Former attorney general Avichai Mandelblit said Thursday that the coalition’s bill to cancel the judicial “reasonableness” test for governmental decisions would “crush” the Supreme Court and constitute “a full-blown regime coup.”
At an “emergency conference” held by the Israel Bar Association in Tel Aviv, Mandelblit said the bill’s “purpose is to crush the independence of the entire justice system,” apparently meaning it will be followed by other overhaul bills.
But even on its own, he argued, the reasonableness bill “will crush Israeli democracy’s last line of defense — the Supreme Court.”
Mandelblit said the bill “could lead to tyranny, without any balance or defense, and therefore this in itself is a full-blown regime coup.”

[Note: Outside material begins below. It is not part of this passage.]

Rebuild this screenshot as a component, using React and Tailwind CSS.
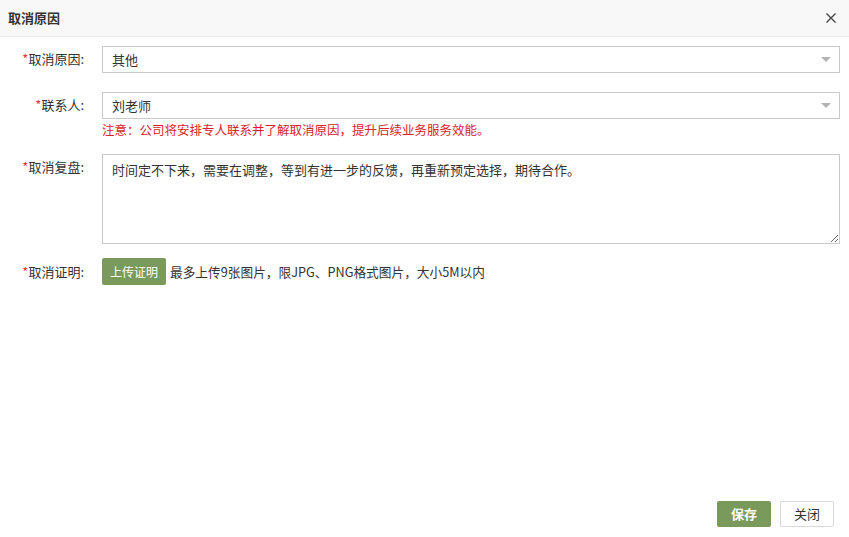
import React from 'react';

const font = { fontFamily: '"Microsoft YaHei", "Noto Sans CJK SC", "Liberation Sans", sans-serif' };

function Label({ children }) {
  return (
    <div className="w-[90px] shrink-0 pr-[6px] text-right text-[13px] text-[#333] leading-[26px]">
      <span className="text-[#e4393c]">*</span>{children}
    </div>
  );
}

function Select({ value }) {
  return (
    <div className="relative h-[27px] flex-1 border border-[#c9c9c9] bg-white pl-[9px] text-[13px] leading-[25px] text-[#333]">
      {value}
      <span className="absolute right-[8px] top-[10px] h-0 w-0 border-x-[5px] border-t-[5px] border-x-transparent border-t-[#b3b3b3]" />
    </div>
  );
}

export default function App() {
  return (
    <div className="flex h-[537px] w-[849px] flex-col bg-white" style={font}>
      <div className="flex h-[37px] shrink-0 items-center justify-between border-b border-[#eee] bg-[#f8f8f8] pl-[8px] pr-[12px]">
        <span className="text-[13px] font-bold text-[#333]">取消原因</span>
        <svg width="12" height="12" viewBox="0 0 12 12" className="text-[#444]">
          <path d="M1.5 1.5L10.5 10.5M10.5 1.5L1.5 10.5" stroke="currentColor" strokeWidth="1.4" />
        </svg>
      </div>

      <div className="flex-1 pr-[9px] pt-[9px]">
        <div className="flex items-start">
          <Label>取消原因:</Label>
          <div className="ml-[12px] flex flex-1"><Select value="其他" /></div>
        </div>

        <div className="mt-[19px] flex items-start">
          <Label>联系人:</Label>
          <div className="ml-[12px] flex flex-1 flex-col">
            <Select value="刘老师" />
            <div className="mt-[2px] text-[12.5px] leading-[18px] text-[#d9232a]">注意：公司将安排专人联系并了解取消原因，提升后续业务服务效能。</div>
          </div>
        </div>

        <div className="mt-[15px] flex items-start">
          <Label>取消复盘:</Label>
          <textarea
            className="ml-[12px] h-[90px] flex-1 resize-y border border-[#c9c9c9] px-[9px] py-[5px] text-[13px] leading-[20px] text-[#333] outline-none"
            style={font}
            defaultValue="时间定不下来，需要在调整，等到有进一步的反馈，再重新预定选择，期待合作。"
          />
        </div>

        <div className="mt-[14px] flex items-center">
          <Label>取消证明:</Label>
          <button className="ml-[12px] h-[27px] w-[64px] rounded-[2px] bg-[#7a9a5c] text-[12px] text-white">上传证明</button>
          <span className="ml-[4px] text-[12.7px] text-[#333]">最多上传9张图片，限JPG、PNG格式图片，大小5M以内</span>
        </div>
      </div>

      <div className="flex shrink-0 justify-end gap-[9px] pb-[10px] pr-[15px]">
        <button className="h-[26px] w-[54px] rounded-[2px] bg-[#7a9a5c] text-[13px] font-bold text-white">保存</button>
        <button className="h-[26px] w-[54px] rounded-[2px] border border-[#d9d9d9] bg-white text-[13px] text-[#333]">关闭</button>
      </div>
    </div>
  );
}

The second and third readings on the bill, an amendment to Basic Law: The Judiciary, will begin on Sunday in the Knesset plenum, and the bill is expected to be approved and passed into law on Monday or Tuesday. It would ban the Supreme Court and lower courts from using the reasonableness standard to review decisions made by the government and cabinet ministers.
Mandelblit — who was appointed by Netanyahu and once seen as his confidant before overseeing his indictment in 2019 — argued Thursday that the only thing preventing ministers from firing current Attorney General Gali Baharav-Miara was the test of reasonableness.
Government ministers have butted heads with Baharav-Miara several times over the past year, most recently accusing her of being too soft on unruly anti-overhaul protesters. Some have explicitly called for her to be ousted from her position.
“According to them, the moment [the bill] passes, it will be possible to fire her and the Supreme Court won’t be able to intervene,” Mandelblit said.
Tamir Pardo, a former head of the Mossad spy agency, also voiced fears over the “reasonableness” bill on Thursday, saying it “constitutes the end of democracy, and allows the International Criminal Court in The Hague to investigate and summon IDF soldiers to court,” while speaking at a joint press conference with the Movement for Quality of Government and the Paratroopers for Democracy protest group.
Pardo’s remarks were in reference to a fear among overhaul critics that by shackling the country’s independent judiciary, Israel will lose legitimacy in the international arena, exposing soldiers to prosecution by global bodies such as the International Criminal Court.
The bill, Pardo said, “endangers IDF soldiers” and if it passes, “we will not be surprised if parents don’t send their children to the army.”
“We will be similar to Iran and Hungary. Ostensibly a democracy, in practice a dictatorship,” he said. “In another two to three days, we can call Israel a former democracy.”
Later Thursday, Pardo told Channel 12 news that Netanyahu should be put on trial for carrying out a “coup” with his judicial overhaul legislation.
Pardo said he “greatly admires” those IDF reservists that have threatened to stop their voluntary reserve duty if the bill passes, adding that “everyone needs to make their own decision.”
“The person tearing apart the people’s army is the prime minister of Israel,” Pardo added. “He has no right to do so… He is carrying out a coup, with all the elements of a coup that all the history books record. That’s what he’s doing, and for this, I hope that one day he will be brought to justice in a court of law.”
“When a prime minister turns a democratic state into a dictatorship, he should be brought to justice,” Pardo said. “He received a mandate for a legitimate government whose task is to govern. Not for a government whose task or purpose is to change the nature of the regime in Israel.”
Nadav Argaman, a former Shin Bet security service chief, also backed military reservists who are threatening to stop showing up for duty in protest of the overhaul, in an interview with Army Radio on Thursday, hours after the Knesset Constitution, Law and Justice Committee approved the bill for its final reading.
“This is a regime coup. We all served under different governments… and received different orders; we believed more in some and less in others; it doesn’t matter. There is a different reality here, regime change is a new reality,” he said.